• Task objective: Your answer should be a single number: the count of lines holding the word "this".

[Given data start]

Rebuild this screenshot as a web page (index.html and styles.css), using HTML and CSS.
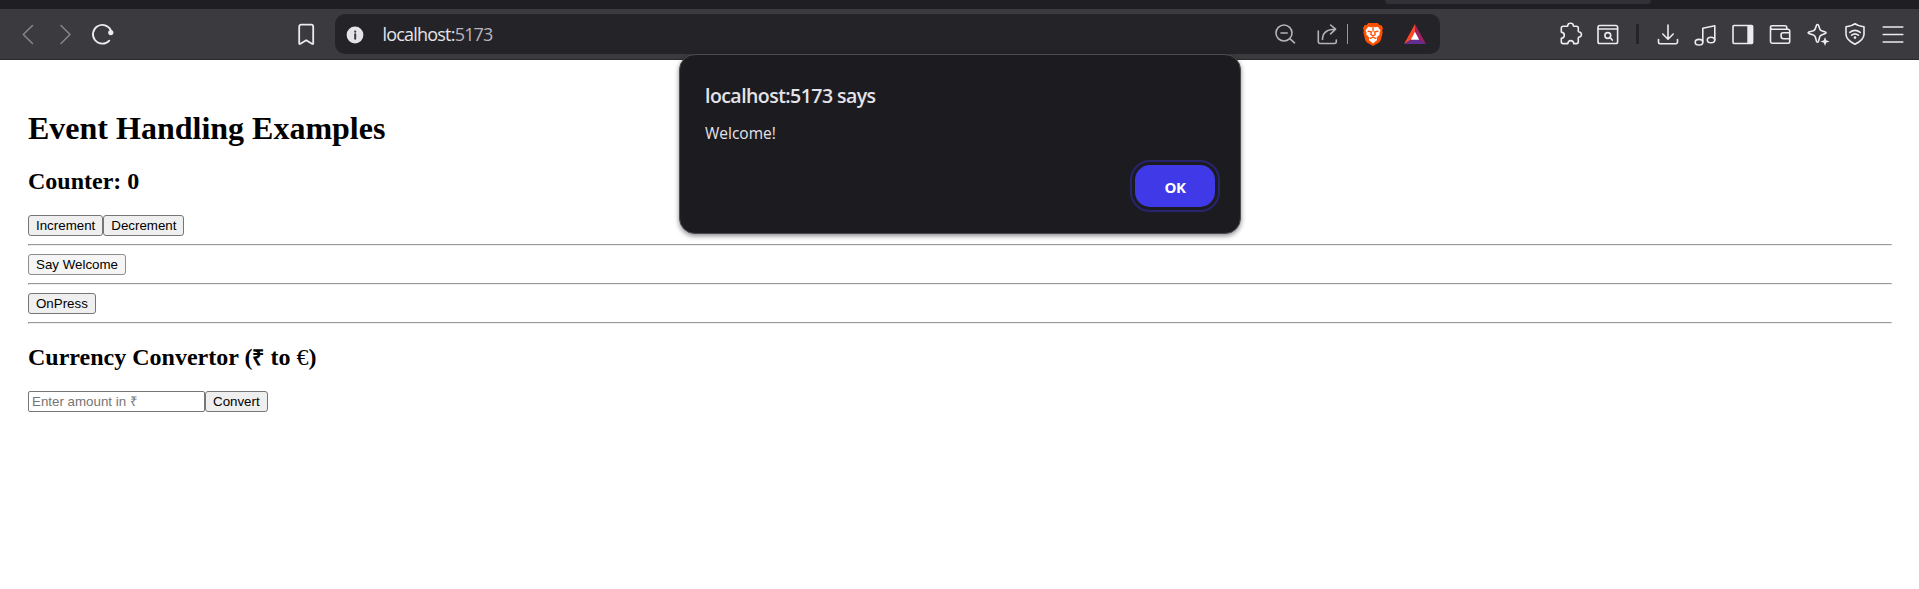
FILE: index.html
```html
<!DOCTYPE html>
<html lang="en">
<head>
<meta charset="utf-8">
<title>Event Handling Examples</title>
<link rel="stylesheet" href="styles.css">
</head>
<body>
<div class="tabstrip"><div class="tab"></div></div>
<header class="toolbar">
  <nav class="nav">
    <span class="slot dim"><svg class="icon" viewBox="0 0 24 24"><path d="M16.5 3.5 7.3 12.5l9.2 9"/></svg></span>
    <span class="slot dim"><svg class="icon" viewBox="0 0 24 24"><path d="M8 3.5l9 9-9 9"/></svg></span>
    <span class="slot"><svg class="icon" viewBox="0 0 24 24"><path class="bold" d="M18.3 18.6A9.4 9.4 0 1 1 20 8.6"/><circle class="fill" cx="19.8" cy="10.6" r="2.6"/></svg></span>
    <span class="slot bookmark"><svg class="icon" viewBox="0 0 24 24"><path class="bold" d="M5.2 21.5V4.6a2 2 0 0 1 2-2h10a2 2 0 0 1 2 2v16.9a.5.5 0 0 1-.8.4l-6.2-3.7-6.2 3.7a.5.5 0 0 1-.8-.4z"/></svg></span>
  </nav>
  <div class="address">
    <svg class="icon info" viewBox="0 0 24 24"><circle cx="12" cy="13" r="8.4" fill="#e4e3e9"/><path class="stem" d="M12.2 12.300v4.400"/><circle cx="12.2" cy="9.7" r="1.1" fill="#3a393f"/></svg>
    <span class="url">localhost:<span class="port">5173</span></span>
    <div class="actions">
      <svg class="icon zoom" viewBox="0 0 24 24"><circle cx="11" cy="11" r="8"/><path d="M17 16.8l4.5 4M8 11h6.2"/></svg>
      <svg class="icon share" viewBox="0 0 24 24"><path d="M3.3 9v10.5a2 2 0 0 0 2 2h14a2 2 0 0 0 2-2V18M7.5 17.5c0-6 4-10.3 13-10.3M15.6 3l5 4.2-5 4.6"/></svg>
      <span class="rule"></span>
      <svg class="icon brave" viewBox="0 0 24 24"><path fill="#ff5000" d="M7.2 1h9.6l1.5 2 2.2.3 1.5 3-.8 2.2.5 1.8-2 8-1.6 2.3L12 24l-6.1-3.4L4.3 18.300l-2-8 .5-1.800L2 6.300l1.500-3L5.700 3z"/><path fill="#fff" d="M7.200 4.800l2.800.5 2-.5 2 .5 2.800-.5 2.700 3.600-1 2.200.2 2-3.200 3.200.7 2.200-4.200 3.400L7.800 18l.7-2.200-3.200-3.200.2-2-1-2.200z"/><path stroke="#ff5000" stroke-width="1.300" d="M7 9.200l3.400.8-.6 2.600 2.200 1.200 2.200-1.200-.6-2.600 3.400-.8M12 5.500V9M9.500 16.300l2.500-1.300 2.500 1.300"/></svg>
      <svg class="icon bat" viewBox="0 0 24 24"><path fill="#ff4724" d="M12 2v8.200L8.300 17.600 1 22z"/><path fill="#9e1f63" d="M12 2l11 20-7.300-4.400L12 10.200z"/><path fill="#662d91" d="M1 22l7.300-4.400h7.400L23 22z"/><path fill="#fff" d="M12 9.800l4.200 8H7.800z"/></svg>
    </div>
  </div>
  <div class="tools">
    <span class="slot"><svg class="icon" viewBox="0 0 24 24"><path d="M2.300 6.200q0-2 2-2h3.900c.4 0 .6-.3.6-.8 0-1.300 1.200-2.200 2.700-2.200s2.800.9 2.800 2.200c0 .5.200.8.700.8h2.500q1.800 0 1.800 1.800v3.200c0 .5.300.7.900.8 1.400.2 2.200 1.200 2.200 2.500s-.8 2.300-2.200 2.500c-.6.1-.9.400-.9.900v3.900q0 1.800-1.800 1.800h-2.700c-.3-2-1.300-3-3-3s-2.700 1-3 3H4.200q-1.900 0-1.900-1.800v-3.500c1.800-.2 3-1.400 3-3.100s-1.200-2.900-3-3.100z"/></svg></span>
    <span class="slot"><svg class="icon" viewBox="0 0 24 24"><rect x="2" y="3.500" width="19.600" height="18" rx="1.800"/><path d="M2 7h19.600"/><circle cx="11.800" cy="13.500" r="2.900"/><path class="bold" d="M14 15.500l2.300 2.500"/></svg></span>
    <span class="splitter"></span>
    <span class="slot"><svg class="icon" viewBox="0 0 24 24"><path d="M12 3v14M6.800 12l5.200 5.200 5.200-5.200M2.500 17.500V20a1.700 1.700 0 0 0 1.700 1.700h15.600a1.700 1.700 0 0 0 1.700-1.700v-2.500"/></svg></span>
    <span class="slot"><svg class="icon" viewBox="0 0 24 24"><ellipse cx="6" cy="20.200" rx="3.800" ry="2.800"/><ellipse cx="18" cy="18" rx="3.700" ry="2.800"/><path d="M9.800 20V6.200l12-2.400V18"/></svg></span>
    <span class="slot"><svg class="icon" viewBox="0 0 24 24"><rect x="2" y="3.500" width="19.600" height="18" rx="1"/><path class="fill" d="M16.300 3.500h5.300v18h-5.300z"/></svg></span>
    <span class="slot"><svg class="icon" viewBox="0 0 24 24"><path d="M2.500 5v14.500a1.700 1.700 0 0 0 1.700 1.700h15.800a1.700 1.700 0 0 0 1.700-1.700V9a1.700 1.700 0 0 0-1.700-1.700H4.500Q2.500 7.300 2.500 5.500T4.300 3.700h12.500q2 0 2 2v1.600M21.700 10.800h-6.200q-2.400 0-2.400 1.600v1.900q0 2.400 2.400 2.400h6.200"/></svg></span>
    <span class="slot"><svg class="icon" viewBox="0 0 24 24"><path d="M11.500 2.500q.7 0 1 .8l1.300 3.600q.5 1.300 1.800 1.800l3.700 1.300q1.500.7 0 1.500l-3.700 1.500q-1.300.5-1.800 1.800l-1.300 4.500q-1 1.600-2 0l-1.300-4.500q-.5-1.300-1.800-1.800l-4.500-1.500q-1.500-.8 0-1.500l4.500-1.300q1.300-.5 1.800-1.800l1.300-3.600q.3-.8 1-.8z"/><path class="fill" d="M19 15l1.200 3.300 3.300 1.200-3.300 1.200L19 24l-1.200-3.300-3.300-1.200 3.300-1.200z"/></svg></span>
    <span class="slot"><svg class="icon" viewBox="0 0 24 24"><path d="M12 1.700c2.500 2 5.500 2.700 9 3v7.500c0 4-4 7.500-9 10-5-2.500-9-6-9-10V4.700c3.500-.3 6.500-1 9-3zM6.800 10.400q5.200-4 10.400 0M8.600 13.200q3.400-2.700 6.800 0"/><circle class="fill" cx="12" cy="15.600" r="1.300"/></svg></span>
    <span class="slot"><svg class="icon" viewBox="0 0 24 24"><path d="M2.200 5h19.600M2.200 12.500h19.600M2.200 20h19.600"/></svg></span>
  </div>
</header>
<main class="page">
  <h1>Event Handling Examples</h1>
  <h2>Counter: 0</h2>
  <div class="row"><button>Increment</button><button>Decrement</button></div>
  <hr>
  <div class="row"><button class="hovered">Say Welcome</button></div>
  <hr>
  <div class="row"><button>OnPress</button></div>
  <hr>
  <h2>Currency Convertor (<span class="rupee">₹</span> to <span class="euro">€</span>)</h2>
  <div class="row"><input type="text" placeholder="Enter amount in ₹"><button>Convert</button></div>
</main>
<div class="dialog" role="alertdialog">
  <div class="dialog-title">localhost:5173 says</div>
  <div class="dialog-message">Welcome!</div>
  <div class="dialog-buttons"><button class="ok">OK</button></div>
</div>
</body>
</html>
```
FILE: styles.css
```css
* { box-sizing: border-box; }
body {
  margin: 0;
  background: #fff;
  color: #000;
  font-family: "Liberation Serif", serif;
}
.tabstrip {
  height: 9px;
  padding-left: 1385px;
  background: #1f1e23;
}
.tab {
  width: 266px;
  height: 4px;
  background: #323137;
  border-radius: 0 0 8px 8px;
}
.toolbar {
  display: flex;
  height: 51px;
  background: #3b3a3e;
  border-bottom: 1px solid #29282c;
}
.nav, .tools { display: flex; align-items: center; }
.nav { width: 335px; padding-left: 8.75px; }
.bookmark { margin-left: 166px; }
.slot {
  display: flex;
  flex: none;
  justify-content: center;
  width: 37.5px;
  color: #ececf0;
}
.dim { color: #858489; }
.icon {
  flex: none;
  width: 24px;
  height: 24px;
  fill: none;
  stroke: currentColor;
  stroke-width: 1.6;
  stroke-linecap: round;
  stroke-linejoin: round;
}
.bold { stroke-width: 1.8; }
.fill { fill: currentColor; stroke: none; }
.info, .brave, .bat { stroke: none; }
.stem { stroke: #3a393f; stroke-width: 2; }
.address {
  display: flex;
  align-items: center;
  width: 1105px;
  height: 40px;
  margin-top: 5px;
  padding: 0 13px 0 8px;
  background: #242328;
  border-radius: 10px;
  color: #e4e3e9;
}
.url {
  margin-left: 15.5px;
  margin-bottom: 1px;
  font: 18px/24px "Open Sans", sans-serif;
  letter-spacing: -0.8px;
}
.port { color: #b6b5bd; }
.actions {
  display: flex;
  align-items: center;
  margin-left: auto;
  color: #b4b3b8;
}
.share { margin-left: 18px; }
.rule { width: 1px; height: 20px; margin: 0 13px 0 8px; background: #98979c; }
.bat { margin-left: 18px; }
.tools { margin-left: auto; padding-right: 7.75px; }
.splitter {
  width: 3px;
  height: 20px;
  margin: 0 9.5px;
  background: #252429;
  border-radius: 1px;
}
.page { padding: 29px 27px 28px 28px; display: flow-root; }
h1 { margin: 21.44px 0; font-size: 32px; line-height: 36px; }
h2 { margin: 19.92px 0; font-size: 24px; line-height: 27px; }
.rupee { font-family: "Open Sans", sans-serif; font-size: 21.5px; line-height: 1; }
.euro { font-weight: 400; }
.row { display: flex; height: 21px; }
.row button {
  height: 21px;
  padding: 1px 7px;
  border: 1px solid #767676;
  border-radius: 3px;
  background: #efefef;
  color: #000;
  font: 13.333px/normal "Liberation Sans", sans-serif;
}
.row .hovered { background: #f5f5f5; border-color: #8d8d8d; }
.row input {
  width: 177px;
  height: 21px;
  padding: 1px 3px;
  border: 1px solid #767676;
  border-radius: 2px;
  font: 13.333px/normal "Liberation Sans", sans-serif;
}
.row input::placeholder { color: #757575; }
hr {
  height: 2px;
  margin: 8px 0;
  border: 1px solid;
  border-color: #9a9a9a #eee #eee #9a9a9a;
}
.dialog {
  position: absolute;
  left: 679px;
  top: 54px;
  width: 562px;
  height: 180px;
  padding: 27px 25px 0;
  border: 1px solid #4c4b51;
  border-radius: 16px;
  background: #1c1b1f;
  box-shadow: 0 2px 5px rgba(0, 0, 0, .45);
  color: #e4e3e9;
  font-family: "Open Sans", sans-serif;
}
.dialog-title { font-size: 19.5px; font-weight: 600; line-height: 28px; letter-spacing: -0.55px; }
.dialog-message { margin-top: 12px; font-size: 15.5px; line-height: 22px; }
.dialog-buttons { display: flex; justify-content: flex-end; margin-top: 21px; }
.ok {
  width: 80px;
  height: 42px;
  padding: 2px 0 0;
  border: 0;
  border-radius: 15px;
  background: #3f39e8;
  outline: 2px solid #28256f;
  outline-offset: 3px;
  color: #fff;
  font: 700 15px/20px "Open Sans", sans-serif;
  letter-spacing: -0.5px;
}
```
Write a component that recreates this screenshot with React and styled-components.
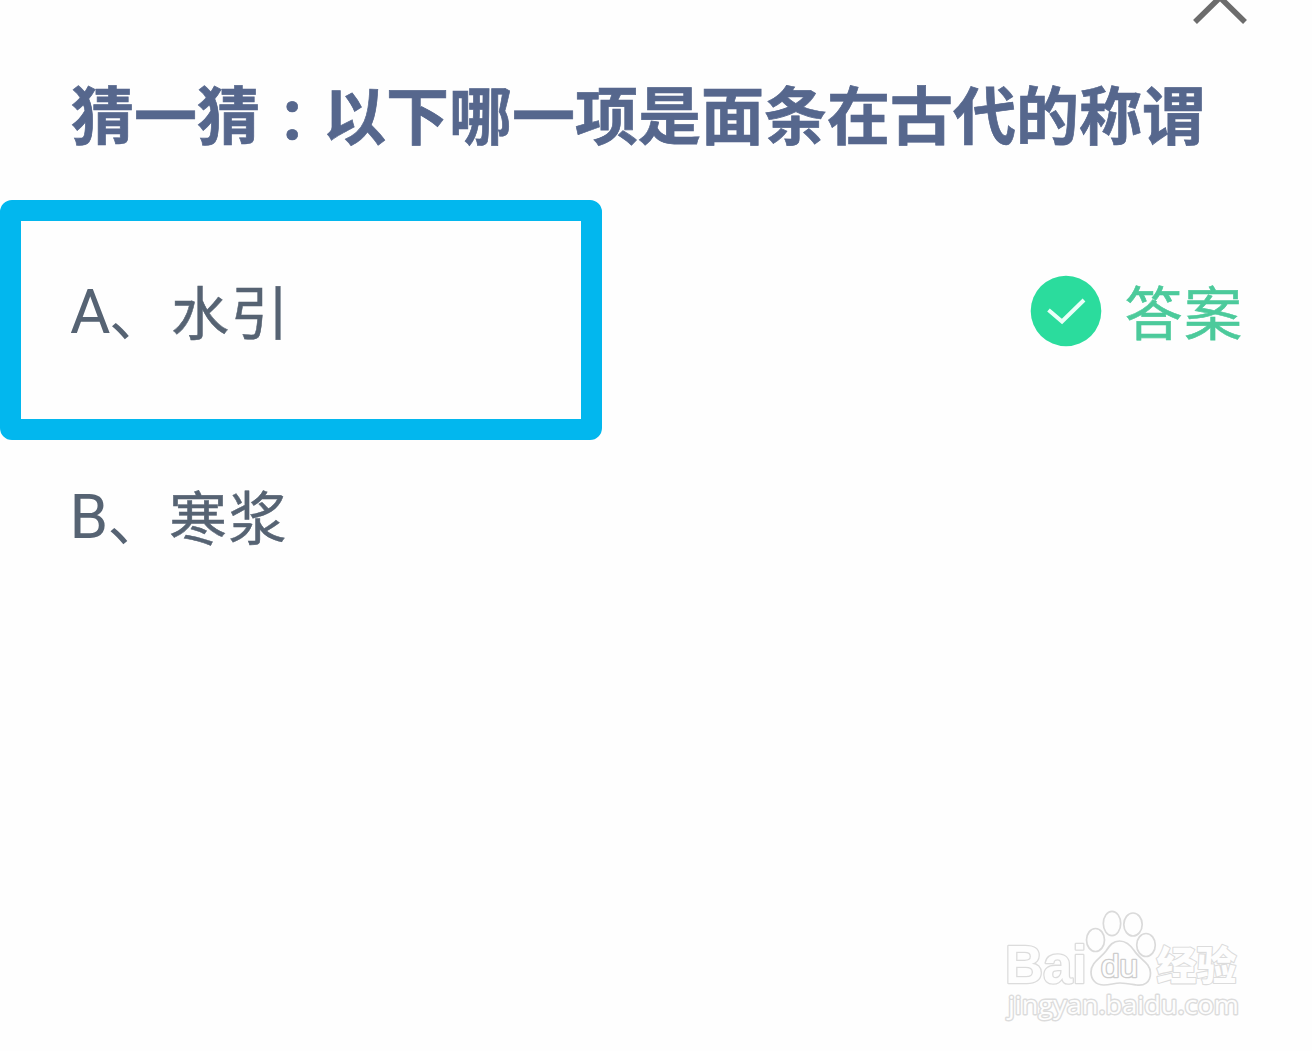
import React from 'react';
import styled, { createGlobalStyle } from 'styled-components';

const GlobalStyle = createGlobalStyle`
  * { box-sizing: border-box; }
  body { margin: 0; background: #fefefe; overflow: hidden; }
`;

const Page = styled.main`
  display: flex;
  flex-direction: column;
  width: 1312px;
  height: 1051px;
  overflow: hidden;
  background: #fefefe;
  font-family: 'Noto Sans CJK SC', sans-serif;
`;

const TopBar = styled.header`
  display: flex;
  justify-content: flex-end;
  height: 66px;
  padding-right: 64px;
`;

const Chevron = styled.svg`
  width: 56px;
  height: 28px;
`;

const Question = styled.h1`
  display: flex;
  align-items: baseline;
  margin: 0;
  height: 134px;
  padding-left: 71px;
  font-size: 63px;
  line-height: 92px;
  font-weight: 700;
  white-space: nowrap;
  color: #56678d;
  -webkit-text-stroke: 0.7px #56678d;
`;

const Colon = styled.span`
  width: 63px;
  padding-left: 18px;
  font-size: 57px;
`;

const OptionRow = styled.div`
  display: flex;
  justify-content: space-between;
  align-items: center;
  height: ${(p) => p.$height}px;
  padding-right: 70px;
`;

const OptionBox = styled.div`
  display: flex;
  align-items: center;
  width: ${(p) => (p.$selected ? 601.5 : 602)}px;
  height: 100%;
  padding: 0 0 ${(p) => p.$lift}px ${(p) => (p.$selected ? 49 : 69.5)}px;
  border: ${(p) => (p.$selected ? '21px solid #02b7ee' : 'none')};
  border-radius: 12px;
  color: #566373;
`;

const Letter = styled.span`
  width: ${(p) => p.$width}px;
  padding-top: 3px;
  font-family: Roboto, sans-serif;
  font-size: 62px;
  line-height: 80px;
`;

const Mark = styled.span`
  width: ${(p) => p.$width}px;
  padding-top: 2px;
  font-size: 58px;
  line-height: 80px;
`;

const OptionText = styled.span`
  font-size: 58px;
  line-height: 80px;
  letter-spacing: 1.5px;
  -webkit-text-stroke: 0.5px #566373;
`;

const Answer = styled.div`
  display: flex;
  align-items: center;
  gap: 22px;
  height: 80px;
  margin-bottom: 18px;
`;

const CheckBadge = styled.svg`
  width: 72px;
  height: 72px;
`;

const AnswerText = styled.span`
  padding-bottom: 2px;
  font-size: 58px;
  line-height: 78px;
  letter-spacing: 1.5px;
  margin-right: -1.5px;
  color: #4cca9b;
  -webkit-text-stroke: 0.6px #4cca9b;
`;

const Footer = styled.footer`
  display: flex;
  justify-content: flex-end;
  margin-top: auto;
  padding: 0 62px 21px 0;
`;

const Logo = styled.svg`
  width: 250px;
  height: 130px;
  overflow: visible;
`;

const Outlined = styled.text`
  font-family: ${(p) => p.$family || "'Open Sans', sans-serif"};
  font-size: ${(p) => p.$size}px;
  font-weight: ${(p) => p.$weight || 400};
  fill: #fefefe;
  stroke: ${(p) => p.$stroke || '#dcdcdc'};
  stroke-width: ${(p) => p.$line || 2.6}px;
  stroke-linejoin: round;
  paint-order: stroke;
`;

function Option({ letter, text, letterWidth, markWidth, height, selected, lift = 0, children }) {
  return (
    <OptionRow $height={height}>
      <OptionBox $selected={selected} $lift={lift}>
        <Letter $width={letterWidth}>{letter}</Letter>
        <Mark $width={markWidth}>、</Mark>
        <OptionText>{text}</OptionText>
      </OptionBox>
      {children}
    </OptionRow>
  );
}

function Watermark() {
  return (
    <Footer>
      <Logo viewBox="1000 900 250 130">
        <Outlined x="1005" y="983" $size={53} $weight={700} $family="'Liberation Sans', sans-serif" textLength="82" lengthAdjust="spacingAndGlyphs">Bai</Outlined>
        <g fill="#fefefe" stroke="#dadada" strokeWidth="1.7">
          <ellipse cx="1095.5" cy="940" rx="9" ry="11.5" />
          <ellipse cx="1112" cy="923.5" rx="8.7" ry="12.2" />
          <ellipse cx="1133" cy="924.5" rx="9.2" ry="11.5" />
          <ellipse cx="1146" cy="945" rx="9.3" ry="11.5" />
          <path d="M1119.500 941c7 0 11 4 15 10 5 8 16 12 16 22 0 10-7 13-14 12-6-1-11-2-16.500-2s-10 2-16 2c-8 0-13-5-13-13 0-10 10-14 15-21 4-6 7-10 13.500-10Z" />
        </g>
        <Outlined x="1101" y="977" $size={31} $weight={400} $family="'Liberation Sans', sans-serif" $stroke="#cdcdcd" $line={2.6} textLength="37" lengthAdjust="spacingAndGlyphs">du</Outlined>
        <Outlined x="1156.500" y="979.500" $size={40} $weight={900} $family="'Noto Sans CJK SC', sans-serif" $line={2.2}>经验</Outlined>
        <Outlined x="1008" y="1014" $size={26} $weight={400} $line={2.8} textLength="231" lengthAdjust="spacingAndGlyphs">jingyan.baidu.com</Outlined>
      </Logo>
    </Footer>
  );
}

export default function App() {
  return (
    <Page>
      <GlobalStyle />
      <TopBar>
        <Chevron viewBox="0 0 56 28" fill="none">
          <path d="M3 22 28 -2.5 53 22" stroke="#6c6c6c" strokeWidth="5.6" />
        </Chevron>
      </TopBar>
      <Question>
        <span>猜一猜</span>
        <Colon>：</Colon>
        <span>以下哪一项是面条在古代的称谓</span>
      </Question>
      <Option letter="A" text="水引" letterWidth={39} markWidth={62} height={240} selected lift={20}>
        <Answer>
          <CheckBadge viewBox="0 0 72 72">
            <circle cx="36" cy="36" r="35.3" fill="#2bdc9d" />
            <path d="m18.5 35 13.5 11.500L54 25" fill="none" stroke="#e9fff8" strokeWidth="4" />
          </CheckBadge>
          <AnswerText>答案</AnswerText>
        </Answer>
      </Option>
      <Option letter="B" text="寒浆" letterWidth={38} markWidth={61.5} height={155} lift={5} />
      <Watermark />
    </Page>
  );
}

[Given data end]

• Exercise response: 2